Stress corrosion cracking response of AISI 304L stainless steel welds of C-TIG and A-TIG under chloride environments
摘要
Stress corrosion cracking (SCC) of stainless-steel welds in chloride-containing environments remains a major concern in structural and process industries. Although Activated Tungsten Inert Gas (A-TIG) welding has been widely investigated for improving weld penetration and mechanical properties, comparative assessment of SCC behaviour of flux-assisted A-TIG welded AISI 304L stainless steel remains limited. This study investigates the SCC response of AISI 304L stainless steel welds fabricated using conventional TIG (C-TIG) and A-TIG welding employing SiO2, TiO2, and Cr2O3 activating fluxes under chloride environments. SCC susceptibility was evaluated using Slow Strain Rate Testing (SSRT) in air and 3.5 wt.% NaCl solution. Mechanical degradation behaviour, time-to-failure response, fracture morphology, and localized compositional variations were comparatively assessed. Chloride exposure reduced the mechanical performance of all weld conditions. Among the investigated welds, TiO2-assisted A-TIG exhibited the most favourable SCC resistance, achieving a time-to-failure of 115 min compared with 98 min for the C-TIG weld.
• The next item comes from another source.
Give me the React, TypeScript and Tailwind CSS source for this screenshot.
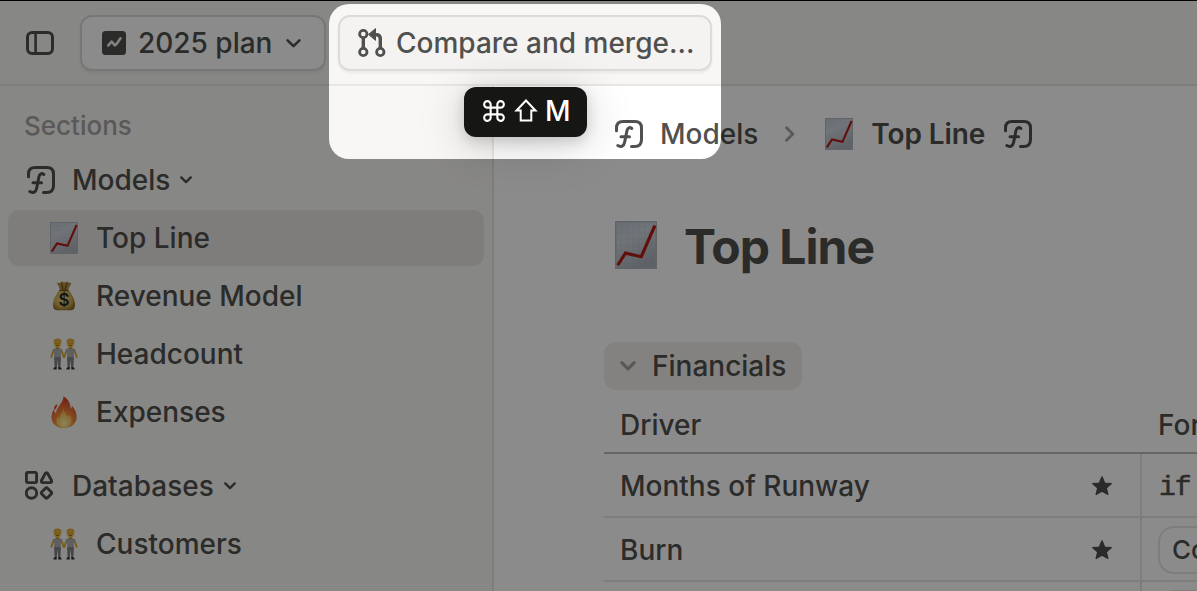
import type { ReactNode } from "react";

function PanelIcon() {
  return (
    <svg width="28" height="24" viewBox="0 0 28 24" fill="none" stroke="currentColor" className="shrink-0">
      <rect x="1.5" y="1.5" width="25" height="21" rx="4.5" strokeWidth="3" />
      <path d="M9.6 2v20" strokeWidth="2.6" />
    </svg>
  );
}

function PlanIcon() {
  return (
    <svg width="24" height="24" viewBox="0 0 24 24" fill="none" className="shrink-0">
      <rect width="24" height="24" rx="3.5" fill="currentColor" />
      <path d="M6.300 14.400 9.600 10.600 13 14.400 15.400 11.800 18.500 7.300" stroke="#f0efee" strokeWidth="2.600" strokeLinejoin="round" strokeLinecap="round" />
    </svg>
  );
}

function MergeIcon() {
  return (
    <svg width="28" height="30" viewBox="0 0 28 30" fill="none" stroke="currentColor" strokeWidth="2.8" className="shrink-0">
      <circle cx="5.3" cy="6" r="3.7" />
      <circle cx="5.3" cy="24" r="3.7" />
      <circle cx="22.3" cy="24" r="3.7" />
      <path d="M5.3 10v10" strokeWidth="3.4" />
      <path d="M22.3 20v-9.200q0-4-4-4H17" strokeWidth="3.4" />
      <path d="M10.600 6.400 17.500.6v11.800z" fill="currentColor" strokeWidth="1" strokeLinejoin="round" />
    </svg>
  );
}

function FunctionIcon() {
  return (
    <svg width="30" height="30" viewBox="0 0 30 30" fill="none" stroke="currentColor" strokeWidth="3" strokeLinecap="round" className="shrink-0">
      <path d="M2.500 11.800V9Q2.500 2.500 9 2.500H21Q27.500 2.500 27.500 9V20.500Q27.500 27.500 20.500 27.500H17.500" />
      <path d="M17.800 9.500C16.600 7.900 13.700 8.300 13 11.500L10.600 23.400C9.900 26.900 7 28.600 3.800 26.600" />
      <path d="M7 17.700H15.500" />
    </svg>
  );
}

function ShapesIcon() {
  return (
    <svg width="28" height="29" viewBox="0 0 28 29" fill="none" stroke="currentColor" strokeWidth="2.900" strokeLinejoin="round" className="mb-px -ml-px shrink-0">
      <rect x="1.400" y="1.400" width="10.200" height="10.200" rx="1.600" />
      <path d="M20.200 2.600Q21.500.6 22.800 2.600L26.400 9.200Q27.200 11.600 25 11.600H18Q15.800 11.600 16.600 9.200Z" />
      <circle cx="6.500" cy="22" r="5.200" />
      <path d="M20.500 17.300Q21.500 16.300 22.500 17.300L26.200 21Q27.200 22 26.200 23L22.500 26.700Q21.500 27.700 20.500 26.700L16.800 23Q15.800 22 16.800 21Z" />
    </svg>
  );
}

function Chevron({ size, width, right }: { size: number; width: number; right?: boolean }) {
  return (
    <svg width={size} height={size} viewBox="0 0 14 14" fill="none" stroke="currentColor" strokeWidth={width} strokeLinecap="round" strokeLinejoin="round" className={right ? "shrink-0 -rotate-90" : "shrink-0"}>
      <path d="M1.500 4 7 9.500 12.500 4" />
    </svg>
  );
}

function ChartEmoji({ width, height }: { width: number; height: number }) {
  return (
    <svg width={width} height={height} viewBox="0 0 28 32" preserveAspectRatio="none" fill="none" className="shrink-0">
      <defs>
        <linearGradient id="paper" x1="0" y1="0" x2=".4" y2="1">
          <stop offset="0" stopColor="#c0cad5" />
          <stop offset=".4" stopColor="#d0d7df" />
          <stop offset="1" stopColor="#afb6be" />
        </linearGradient>
      </defs>
      <rect x=".5" y=".5" width="27" height="31" fill="url(#paper)" stroke="#b0b8c0" />
      <path d="M4 1v30M8 1v30M12 1v30M16 1v30M20 1v30M24 1v30M1 4h26M1 8h26M1 12h26M1 16h26M1 20h26M1 24h26M1 28h26" stroke="#9eabb8" strokeWidth=".3" opacity=".3" />
      <path d="M1.800 29.500 7 21.400 17.500 23.800 26.600 3" stroke="#b41a14" strokeWidth="2.100" />
    </svg>
  );
}

function MoneyEmoji() {
  return (
    <svg width="28" height="32" viewBox="0 0 28 32" className="shrink-0">
      <defs>
        <radialGradient id="bag" cx=".45" cy=".45" r=".6">
          <stop offset="0" stopColor="#ebd080" />
          <stop offset=".65" stopColor="#cdab50" />
          <stop offset="1" stopColor="#8d6b2b" />
        </radialGradient>
      </defs>
      <path d="M6.500 2.300q2 1.300 3.700.1 1.800-1.600 4 0 2.800-1.500 4.800.1 1.700.8 2.600.3Q19.500 7 18 10h-8Q9 6 6.500 2.300Z" fill="#b09048" />
      <path d="M10 9.500h8c3 3.500 7 9 7 15.500 0 4-2 5.300-5 5.300H8c-3 0-5-1.300-5-5.300 0-6.500 4-12 7-15.500Z" fill="url(#bag)" />
      <path d="M9.500 10.300h9M11.500 3.500l1.500 6M17 3.500l-2 6" stroke="#705019" strokeWidth="1.200" fill="none" />
      <text x="14" y="26.300" textAnchor="middle" fill="#252522" className="font-['Inter'] text-[17px] font-semibold">$</text>
    </svg>
  );
}

function Person({ x }: { x: number }) {
  return (
    <g transform={`translate(${x} 0)`}>
      <path d="M-3.700 11.700-6.200 19M3.700 11.700 6.200 19" stroke="#d7a026" strokeWidth="1.700" strokeLinecap="round" />
      <path d="M-3.500 18h7l-.6 11.500H.7L0 21l-.7 8.500h-2.200Z" fill="#808187" />
      <path d="M-2.200 10h4.400q2.300.5 2.800 3.500l-1.700.8.200 5h-7l.2-5L-5 13.500q.5-3 2.800-3.500Z" fill="#adaeb3" />
      <path d="M-4 31.600v-1.400l1.500-1.200h1.700v2.600ZM4 31.600v-1.400L2.500 29H.8v2.600Z" fill="#303033" />
      <rect x="-1.200" y="8" width="2.400" height="3" fill="#c38b20" />
      <ellipse cx="0" cy="5.300" rx="3.600" ry="4.300" fill="#edba3c" />
      <path d="M-3.900 5Q-4.800.6 0 .4 4.800.6 3.900 5 3 2.700 0 2.900-3 2.700-3.900 5Z" fill="#dcaa40" />
      <path d="M-2 5.200h1M1 5.200h1M-1.200 7.400h2.400" stroke="#6b4517" strokeWidth=".9" />
    </g>
  );
}

function PeopleEmoji() {
  return (
    <svg width="28" height="32" viewBox="0 0 28 32" fill="none" className="mb-px shrink-0">
      <Person x={7.500} />
      <Person x={20.500} />
    </svg>
  );
}

function FireEmoji() {
  return (
    <svg width="28" height="32" viewBox="0 0 28 32" className="mb-px shrink-0">
      <defs>
        <radialGradient id="flame" cx=".5" cy=".9" r=".75">
          <stop offset="0" stopColor="#ffd862" />
          <stop offset=".5" stopColor="#f08a3c" />
          <stop offset="1" stopColor="#db4c2b" />
        </radialGradient>
        <radialGradient id="core" cx=".5" cy=".8" r=".7">
          <stop offset="0" stopColor="#fff3a4" />
          <stop offset="1" stopColor="#f4a842" />
        </radialGradient>
      </defs>
      <path d="M13.400.2C17 2 20.500 6 20.700 13c.9-.8 1.300-1.900 1.200-3.200C25.500 13.500 27 17.800 26.600 22c-.6 6-5.500 10-12.500 10S2 28 1.600 21.900c-.2-3 .7-6 2.400-8.300.4 1.800 1 3 2 4C6.300 10.200 13.800 7 13.400.2Z" fill="url(#flame)" />
      <path d="M7.300 8.200c.2 3-2 3.800-2.500 6.200C3 12 4.500 9.200 7.300 8.200Z" fill="#d94d2a" />
      <path d="M13.800 12c-.4 4.300 3.200 5.200 3.500 9 1-.6 1.500-1.500 1.700-2.600 5 6 2.300 12.700-5 12.700S4.300 25.500 8.200 20c.3 1.400.9 2.200 1.800 2.700C9.500 18 12.800 16 13.800 12Z" fill="url(#core)" />
    </svg>
  );
}

function StarIcon() {
  return (
    <svg width="22" height="22" viewBox="0 0 22 22" fill="currentColor" stroke="currentColor" strokeWidth="1.200" strokeLinejoin="round" className="shrink-0">
      <path d="m11 1.800 2.700 6.200 6.700.6-5.100 4.400 1.600 6.500L11 16.200l-5.900 3.300L6.700 13 1.600 8.600l6.700-.6Z" />
    </svg>
  );
}

function SidebarItem({ icon, label, active }: { icon: ReactNode; label: string; active?: boolean }) {
  return (
    <div className={`mx-2 mb-0.5 flex h-14 items-center gap-[18px] rounded-[11px] pl-[42px] ${active ? "bg-[#eae6e2]" : ""}`}>
      {icon}
      <span>{label}</span>
    </div>
  );
}

function SidebarGroup({ icon, label }: { icon: ReactNode; label: string }) {
  return (
    <div className="mb-0.5 flex h-14 items-center pl-[26px]">
      <span className="flex w-[46px] shrink-0">{icon}</span>
      <span>{label}</span>
      <span className="ml-2.5">
        <Chevron size={12} width={2.700} />
      </span>
    </div>
  );
}

function DriverRow({ label, children }: { label: string; children: ReactNode }) {
  return (
    <div className="flex h-16 shrink-0 border-b-2 border-[#e7e5e3]">
      <div className="flex w-[538px] shrink-0 items-center justify-between border-r-2 border-[#e7e5e3] pt-0.5 pr-[27px] pl-4">
        <span>{label}</span>
        <StarIcon />
      </div>
      <div className="flex items-center pt-0.5 pl-4">{children}</div>
    </div>
  );
}

export default function App() {
  return (
    <div className="relative flex h-[591px] w-[1197px] flex-col overflow-hidden border-t border-black bg-white font-['Inter',sans-serif] text-[28px] leading-none font-medium whitespace-nowrap text-[#50504e]">
      <header className="flex h-[85px] shrink-0 items-start border-b-2 border-[#e8e7e5] bg-[#f8f7f5] pt-3.5">
        <div className="flex h-14 w-20 items-center pl-[26px]">
          <PanelIcon />
        </div>
        <button className="flex h-14 w-[246px] items-center rounded-xl border-2 border-[#dcdbd9] bg-white pl-5 shadow-[0_2px_3px_rgba(0,0,0,0.06)]">
          <PlanIcon />
          <span className="ml-3">2025 plan</span>
          <span className="ml-3.5">
            <Chevron size={15} width={2.400} />
          </span>
        </button>
        <button className="ml-3 flex h-14 w-[374px] items-center rounded-xl border-2 border-[#dcdbd9] bg-[#f4f3f1] pl-[18px] shadow-[0_2px_3px_rgba(0,0,0,0.06)]">
          <MergeIcon />
          <span className="ml-2.5">Compare and merge...</span>
        </button>
      </header>

      <div className="flex min-h-0 flex-1">
        <aside className="flex w-[494px] shrink-0 flex-col border-r-2 border-[#e8e7e5] bg-[#f8f7f5] pt-[26px]">
          <div className="mb-3 flex h-7 items-center pl-6 text-[26px] text-[#a5a4a2]">Sections</div>
          <SidebarGroup icon={<FunctionIcon />} label="Models" />
          <SidebarItem icon={<ChartEmoji width={28} height={32} />} label="Top Line" active />
          <SidebarItem icon={<MoneyEmoji />} label="Revenue Model" />
          <SidebarItem icon={<PeopleEmoji />} label="Headcount" />
          <SidebarItem icon={<FireEmoji />} label="Expenses" />
          <div className="h-4 shrink-0" />
          <SidebarGroup icon={<ShapesIcon />} label="Databases" />
          <SidebarItem icon={<PeopleEmoji />} label="Customers" />
        </aside>

        <main className="flex min-w-0 flex-1 flex-col overflow-hidden pl-[110px]">
          <nav className="mt-6 flex h-12 shrink-0 items-center pl-2.5">
            <FunctionIcon />
            <span className="ml-4">Models</span>
            <span className="ml-6 text-[#a5a5a5]">
              <Chevron size={16} width={2.600} right />
            </span>
            <span className="ml-[27px]">
              <ChartEmoji width={28} height={32} />
            </span>
            <span className="mr-[18px] ml-[18px] font-semibold tracking-[-0.1px]">Top Line</span>
            <FunctionIcon />
          </nav>
          <h1 className="mt-[57px] flex h-[60px] shrink-0 items-center gap-[27px] pl-[11px] text-[48px] font-bold tracking-[-1px]">
            <span className="pb-px">
              <ChartEmoji width={42} height={48} />
            </span>
            <span className="pt-1">Top Line</span>
          </h1>
          <div className="mt-[67px] flex h-12 w-[198px] shrink-0 items-center rounded-xl bg-[#f1eeeb] pl-4">
            <span className="text-[#a3a19f]">
              <Chevron size={16} width={2.700} />
            </span>
            <span className="ml-4">Financials</span>
          </div>
          <div className="flex h-16 shrink-0 items-center border-b-2 border-[#bdbcbb] pt-2">
            <span className="w-[554px] shrink-0 pl-4">Driver</span>
            <span>Formula</span>
          </div>
          <DriverRow label="Months of Runway">
            <span className="pt-1 pl-px font-['Liberation_Mono',monospace] text-[28px] tracking-[-1px] [-webkit-text-stroke:0.5px_currentColor]">if</span>
          </DriverRow>
          <DriverRow label="Burn">
            <span className="flex h-12 w-60 shrink-0 items-center rounded-2xl border-2 border-[#e7e5e3] pl-3 text-[26px]">Co</span>
          </DriverRow>
          <div className="flex h-16 shrink-0">
            <div className="w-[538px] shrink-0 border-r-2 border-[#e7e5e3]" />
            <div className="pt-2 pl-4">
              <div className="h-12 w-60 rounded-2xl border-2 border-[#e7e5e3]" />
            </div>
          </div>
        </main>
      </div>

      <div className="absolute top-[86px] left-[464px] flex h-[50px] w-[123px] items-center rounded-xl bg-[#161614] pl-[18.500px] text-white shadow-[0_8px_48px_rgba(0,0,0,0.18),0_4px_14px_rgba(0,0,0,0.16)]">
        <svg width="22" height="22" viewBox="0 0 23 23" fill="none" stroke="currentColor" strokeWidth="2.200" className="mb-0.5">
          <path d="M8 8V4.700A3.400 3.400 0 1 0 4.700 8H18.300A3.400 3.400 0 1 0 15 4.700V18.300A3.400 3.400 0 1 0 18.300 15H4.700A3.400 3.400 0 1 0 8 18.300Z" />
        </svg>
        <svg width="24" height="24" viewBox="0 0 24 24" fill="none" stroke="currentColor" strokeWidth="2" className="mb-1 ml-[9.500px]">
          <path d="M12 2.500 21.500 12.500H17.300V22.500H6.700V12.500H2.500Z" />
        </svg>
        <span className="mb-0.5 ml-[7px]">M</span>
      </div>

      <div className="pointer-events-none absolute top-[3px] left-[328.5px] h-[154.5px] w-[392.5px] rounded-[20px] shadow-[0_0_0_1400px_rgba(0,0,0,0.455)]" />
    </div>
  );
}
The SCC susceptibility indices further revealed lower degradation in strength and ductility for TiO2-assisted welds (Iσ ≈ 4.18% and Iε ≈ 10.82%) than for C-TIG welds (Iσ ≈ 15.96% and Iε ≈ 28.19%). Fractographic analysis also indicated comparatively reduced crack propagation in TiO2-assisted welds. The SCC resistance trend under the investigated conditions was established as TiO2 A-TIG > Base Metal > Cr2O3 A-TIG > SiO2 A-TIG > C-TIG. The study provides a direct comparative assessment and performance-based ranking of activating fluxes with respect to SCC behaviour of AISI 304L stainless steel welds exposed to chloride environments.